Calgary won, Columbus one, Winnipeg one.
So all these teams that you're trying to jockey the position to get the best picks,
they won.
So the connection got a little bit of a separation.
And that's ultimately the best thing for this season.
But at the same time, like, you can't just gloss over how you got here.
And also what's going to happen next?
And I think what's most important is that any plan is you're believing in a plan.
And you're also presenting a plan in a way.
where people can accept it, understand it,
and really buy into what's going to happen next.
And that's been muddy,
and I know to try to clear it up yesterday,
which I think actually was a decent first step,
like at least try to clarify what you're trying to do,
you know, give rid of the word hybrid,
talk about you are rebuilding.
But ultimately, it comes down to the actions from this point on too, right?
And you can say all the right things,
but then are you going to try to expedite things in a year?
Like, what are you going to do this off-season?
But I think the people that mentioned that,
they also have to understand that it's been a lot of misery to get to this point.
And we heard a lot of similar things be said a few years ago or not a few years ago,
or like many years ago, and we ended up in the same spot.
So you can't just separate losing from the overall plan because the plan in which you are losing
is going to determine whether you get out of this losing and actually have a chance to compete in a few years
or whether you try to expedite things.
So I think you can't just dismiss one or the other.
I get it.
Like, yeah, they're 31st, 32nd.
You want them to have the high draft pick.
But at the same time, what are you going to do from this point on?
That's going to ensure that this losing is going to, I want to say sustain for many years,
but you have the right plan.
You're not trying to expedite things.
And you don't hear the same things or see the same actions we saw a couple years ago or a few years ago
when they talked about, oh, you know, we're trying to do this on the fly.
We're trying to get better quickly.
We need to, you know, fill the age gap.
We need to have players that are 23, 24 because we don't have enough, you know, young players.
We can't put all the prospects in together at the same time.
So we hear all those same things that you heard, you know,
under Jim Benning and Trevor Lin,
and you can excuse people for being a little skeptical.
I'm going to ask you a tough prediction question right now.
Elias Pedersen, Brock Besser, and Thatcher Demko.

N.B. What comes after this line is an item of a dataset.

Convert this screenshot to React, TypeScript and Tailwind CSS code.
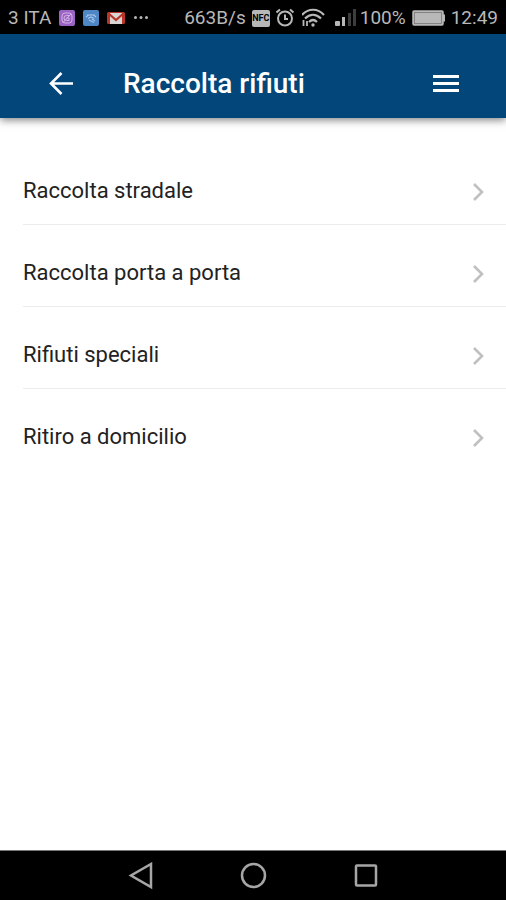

How many of those guys are back on the team next season?
Man.
Okay.
I think at most one is gone.
One is gone?
I think, I say most one is gone.
Oh, at most one.
Oh, at most one is going.
Yeah, at most.
But I think, I don't think
Brock wants to go anywhere.
Like, really, I think, like,
I think you're going to have to really
force the issue with him to move,
to waive his no trade clause.
I think Demko,
honestly, I know they talk about Demko all the time.
I still wondered if he was healthy this year
and he got to the deadline
if somebody put a good offer in front of them,
that that made them think.
Because, you know, you look at their pipeline.
They can say whatever they want publicly,
but you have Tolapilo who you want to see
what he can do, for instance.
You drafted that.
like Medvedit kids.
You have Lankan and signed long term.
You know, even if you're thinking to turn this around in two years,
what do you want to be good for the final year of Demko's contract
and who knows what he's going to look like?
So I think there is,
and there was at least an openness to think about this.
But now that he's had his latest injury,
like, who's trading for him, guys?
Like, who's trading for Thachadadumko?
Like, whatever team that's starving for a goaltender
that needs to win right now is going to be like,
yeah, let's trade for a guy who's making 8.5 or three more years
that we can't rely on come postseason.
Like, I just don't know if you're moving him.
And the Pedersen one, I think, is the one to watch most closely between now and the off season.
And, you know, they can say what they want about him in terms of we still believe in the player,
we still believe this.
I don't think you can get past how he's played on the ice still.
And I still think that if somebody comes to them and gives them something that makes sense that they would do it,
the question of Pedersen is, how much is you going to use of no trade clause?